The date on the library foundation stone was 1875: before Jack the Ripper, London would have had a different—more Artful Dodger—kind of crime. Now the only pockets the boys wanted to pick were the ones inside girls’ bodies. But that still didn’t mean you should invite them in.
She stood by the railings, listening to herself trying to tell it.
“I was too scared to do anything else. He said he’d hurt me if I didn’t.” She might not have the bruises to show, but wrapped safely away in Safeway plastic she had the weapon to prove it. Of course they would believe her. It was, after all, the truth.
And yet not the whole truth. No. The whole truth was something wilder. Something even she didn’t want to understand. She saw again the tight little face, registered the electricity streaming through his body, felt it bury itself inside her. She already knew that there were some things that could not be told. It’s not over till the thin man smiles. And sometimes not even then.

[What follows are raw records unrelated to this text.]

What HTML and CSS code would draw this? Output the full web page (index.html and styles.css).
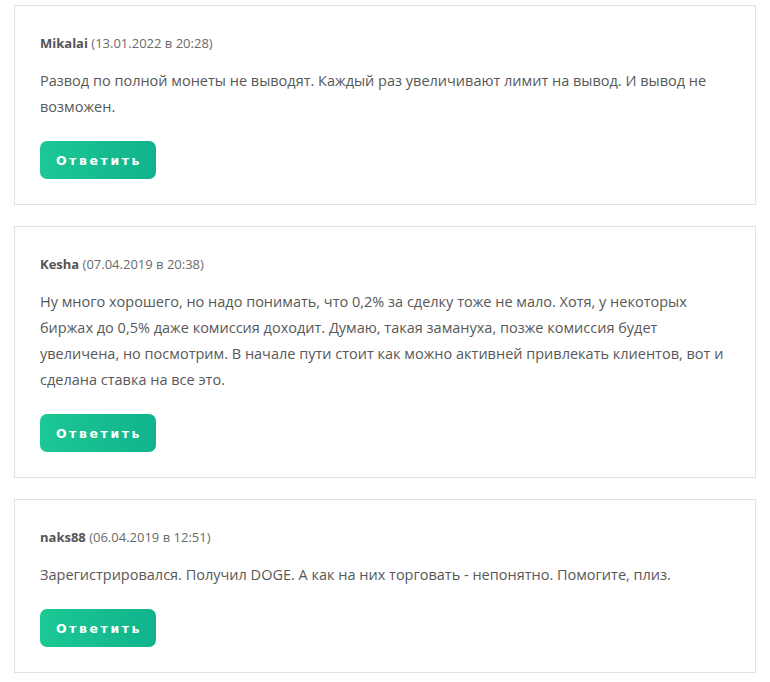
FILE: index.html
```html
<!DOCTYPE html>
<html lang="ru">
<head>
<meta charset="utf-8">
<link rel="stylesheet" href="styles.css">
</head>
<body>
<div class="list">
  <div class="comment">
    <div class="meta"><b class="author">Mikalai</b> (13.01.2022 в 20:28)</div>
    <p class="text">Развод по полной монеты не выводят. Каждый раз увеличивают лимит на вывод. И вывод не возможен.</p>
    <button class="reply">Ответить</button>
  </div>
  <div class="comment">
    <div class="meta"><b class="author">Kesha</b> (07.04.2019 в 20:38)</div>
    <p class="text">Ну много хорошего, но надо понимать, что 0,2% за сделку тоже не мало. Хотя, у некоторых биржах до 0,5% даже комиссия доходит. Думаю, такая замануха, позже комиссия будет увеличена, но посмотрим. В начале пути стоит как можно активней привлекать клиентов, вот и сделана ставка на все это.</p>
    <button class="reply">Ответить</button>
  </div>
  <div class="comment">
    <div class="meta"><b class="author">naks88</b> (06.04.2019 в 12:51)</div>
    <p class="text">Зарегистрировался. Получил DOGE. А как на них торговать - непонятно. Помогите, плиз.</p>
    <button class="reply">Ответить</button>
  </div>
</div>
</body>
</html>
```
FILE: styles.css
```css
html, body {
  margin: 0;
  background: #ffffff;
}
body {
  padding: 5px 14px 0 14px;
  font-family: "Open Sans", "Liberation Sans", sans-serif;
  color: #555555;
}
.list {
  display: flex;
  flex-direction: column;
  gap: 21px;
}
.comment {
  border: 1px solid #e2e2e2;
  padding: 27px 25px 25px 25px;
  display: flex;
  flex-direction: column;
  align-items: flex-start;
}
.meta {
  font-size: 13px;
  line-height: 20px;
  color: #6b6b6b;
}
.author {
  font-weight: 700;
  color: #555555;
}
.text {
  margin: 15px 0 21px 0;
  font-size: 14.5px;
  line-height: 26px;
  color: #585858;
  max-width: 694px;
}
.reply {
  width: 116px;
  height: 38px;
  border: none;
  border-radius: 7px;
  background: linear-gradient(90deg, #1cc894 0%, #11b38c 100%);
  color: #ffffff;
  font-family: "DejaVu Sans", sans-serif;
  font-weight: 700;
  font-size: 12.5px;
  letter-spacing: 2.6px;
  padding: 0 0 0 2px;
}
```
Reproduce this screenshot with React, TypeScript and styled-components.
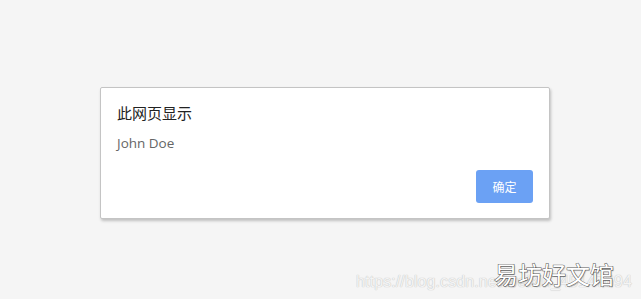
import styled, { createGlobalStyle } from 'styled-components'

const GlobalStyle = createGlobalStyle`
  html, body {
    margin: 0;
    padding: 0;
    background: #f5f5f5;
    font-family: "Open Sans", "Noto Sans CJK SC", sans-serif;
  }
`

const Page = styled.div`
  position: relative;
  width: 641px;
  height: 299px;
  overflow: hidden;
  background: #f5f5f5;
  padding: 87px 0 0 100px;
  box-sizing: border-box;
`

const Dialog = styled.div`
  box-sizing: border-box;
  width: 450px;
  height: 132px;
  background: #fff;
  border: 1px solid #c4c4c4;
  border-radius: 2px;
  box-shadow: 1px 2px 3px rgba(0, 0, 0, 0.22);
  padding: 14px 16px 15px 16px;
  display: flex;
  flex-direction: column;
`

const Title = styled.div`
  font-family: "Noto Sans CJK SC", sans-serif;
  font-size: 15px;
  line-height: 22px;
  color: #222;
`

const Message = styled.div`
  margin-top: 9px;
  font-family: "Open Sans", "Noto Sans CJK SC", sans-serif;
  font-size: 13.5px;
  line-height: 20px;
  color: #666;
`

const Footer = styled.div`
  margin-top: auto;
  display: flex;
  justify-content: flex-end;
`

const OkButton = styled.button`
  width: 57px;
  height: 33px;
  border: none;
  border-radius: 3px;
  background: #6ba1f4;
  color: #fff;
  font-family: "Noto Sans CJK SC", sans-serif;
  font-size: 12px;
  padding: 0;
  cursor: pointer;
`

const Watermark = styled.div`
  position: absolute;
  right: 9px;
  bottom: 7px;
  display: flex;
  flex-direction: column;
  align-items: flex-end;
  pointer-events: none;
`

const Brand = styled.span`
  font-family: "Noto Sans CJK SC", sans-serif;
  font-size: 24px;
  line-height: 26px;
  color: #fff;
  -webkit-text-stroke: 1px #5a5a5a;
  paint-order: stroke fill;
  text-shadow: 1px 1px 1px rgba(0, 0, 0, 0.25);
  margin-right: 18px;
  margin-bottom: -15px;
  position: relative;
  z-index: 1;
`

const Url = styled.span`
  font-family: "Liberation Sans", sans-serif;
  font-size: 16px;
  line-height: 20px;
  letter-spacing: 0.1px;
  color: #f4f4f4;
  text-shadow: 0 0 1px #c4c4c4, 0 0 1px #cccccc;
`

export default function App() {
  return (
    <>
      <GlobalStyle />
      <Page>
        <Dialog>
          <Title>此网页显示</Title>
          <Message>John Doe</Message>
          <Footer>
            <OkButton>确定</OkButton>
          </Footer>
        </Dialog>
        <Watermark>
          <Brand>易坊好文馆</Brand>
          <Url>https://blog.csdn.net/weixin_45147694</Url>
        </Watermark>
      </Page>
    </>
  )
}
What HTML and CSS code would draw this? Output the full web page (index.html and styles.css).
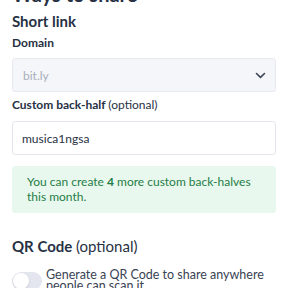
FILE: index.html
```html
<!DOCTYPE html>
<html>
<head>
<meta charset="utf-8">
<link rel="stylesheet" href="styles.css">
</head>
<body>
<div class="panel">
  <h2 class="title">Ways to share</h2>
  <h3 class="section">Short link</h3>
  <div class="label">Domain</div>
  <div class="select">
    <span class="placeholder">bit.ly</span>
    <svg class="chev" width="11" height="7" viewBox="0 0 11 7"><path d="M1.5 1.5l4 3.8 4-3.8" fill="none" stroke="#3b4456" stroke-width="1.6" stroke-linecap="round" stroke-linejoin="round"/></svg>
  </div>
  <div class="label label2">Custom back-half <span class="opt">(optional)</span></div>
  <div class="input">musica1ngsa</div>
  <div class="notice">You can create <b>4</b> more custom back-halves this month.</div>
  <h3 class="section qr">QR Code <span class="opt">(optional)</span></h3>
  <div class="toggle-row">
    <span class="toggle"><span class="knob"></span></span>
    <span class="toggle-text">Generate a QR Code to share anywhere people can scan it</span>
  </div>
</div>
</body>
</html>
```
FILE: styles.css
```css
* { box-sizing: border-box; }
html, body { margin: 0; padding: 0; background: #fff; overflow: hidden; height: 288px; }
body { font-family: "Lato", "Open Sans", sans-serif; color: #273144; }
.panel { padding: 0 12px; height: 288px; overflow: hidden; }
.title { margin: -16px 0 0; font-size: 20px; line-height: 20px; font-weight: 700; }
.section { margin: 8px 0 0; font-size: 15px; line-height: 18px; font-weight: 700; }
.label { margin-top: 6px; font-size: 12px; line-height: 14px; font-weight: 700; }
.label2 { margin-top: 6px; }
.opt { font-weight: 400; }
.select {
  margin-top: 8px; height: 34px; width: 264px;
  background: #f5f6fa; border: 1px solid #e8eaf0; border-radius: 3px;
  display: flex; align-items: center; justify-content: space-between;
  padding: 0 9px 0 10px;
}
.placeholder { font-size: 12px; color: #a8aebb; }
.input {
  margin-top: 9px; height: 34px; width: 264px;
  border: 1px solid #e4e7ed; border-radius: 3px;
  display: flex; align-items: center; padding: 0 9px;
  font-size: 12px; color: #273144;
}
.notice {
  margin-top: 11px; width: 264px; background: #e9f8ee; border-radius: 3px;
  padding: 8px 20px 9px 15px; font-size: 12px; line-height: 15px; color: #1f7d47;
}
.notice b { font-weight: 700; }
.qr { margin-top: 24px; }
.toggle-row { display: flex; gap: 4px; margin-top: 14px; align-items: flex-start; }
.toggle { flex: none; width: 30px; height: 18px; border-radius: 9px; background: #e3e6ee; position: relative; margin-top: 3px; }
.knob { position: absolute; left: 1px; top: 1px; width: 16px; height: 16px; border-radius: 50%; background: #fff; box-shadow: 0 1px 2px rgba(0,0,0,0.15); }
.toggle-text { font-size: 12.5px; line-height: 11px; color: #394354; }
```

So tell them what you can, she said to herself fiercely. Tell them and get at least some of the monkey off your back.
A blue Ford Fiesta screeched to an unnecessarily fast stop on the double yellow line across from the building, and two men in suits got out. Plainclothes. Aptly named. As they crossed the road one of them caught her eye—thirty-something, with a touch of flab to the face. Her only experience with the police was reporting two stolen bikes to claim the insurance and the young Mr. Plod from the other week. But these guys didn’t feel so benign.
“Three days, eh? What made you wait so long?”
“I only just read the report in the newspaper.”
“But you must have known he might try it again. Why didn’t you come to us straightaway?”
“I was scared.”
“Of what?”
“I don’t know. Him. Myself.”
She saw him glance at his companion, then back at her. “I gather you called the police a couple of weeks ago, Miss Skvorecky. Some trouble with a stack of CDs, wasn’t it?”
“Yes.”
“Same man, do you think? He didn’t by any chance mention his taste in music, did he?”
The station doors slammed shut behind them. She stood there for a few minutes longer, then walked away.
I
n retrospect, she didn’t have much choice as to where to go next, though as far as she remembered she made no conscious decision, just found herself driving home that way. The vicarage door remained closed after the third ring. But this was the third week of December, the time all good dog collars would be caught up in annual jubilation.
She had made a nice job of the church. The main glass doors had two enormous holly wreaths attached, rich, shiny leaves and fat blood-red berries, with white stenciled snow above them reading:
UNTO US A CHILD IS BORN
. It looked good, she thought. Tasteful. The equivalent of a spiritual glossy. She peered through the window and saw the main altar with more holly and a stunning display of ferns and berries.
But it was not all such successful interior design. To the side, in an alcove that had obviously housed the Nativity, a figure (the reverend?) was on her hands and knees picking up something from the steps, while above her, like some newly apprenticed angel, a man in white overalls was precariously balanced on top of a ladder, arms up to the sky, desperately trying to scrub out a set of giant red letters scrawled on the wall.
MARY SUCKS AND JESUS FUC
. . . The plaster around the missing two letters was already a messy, lurid pink. From the look of the stain this was more than ketchup.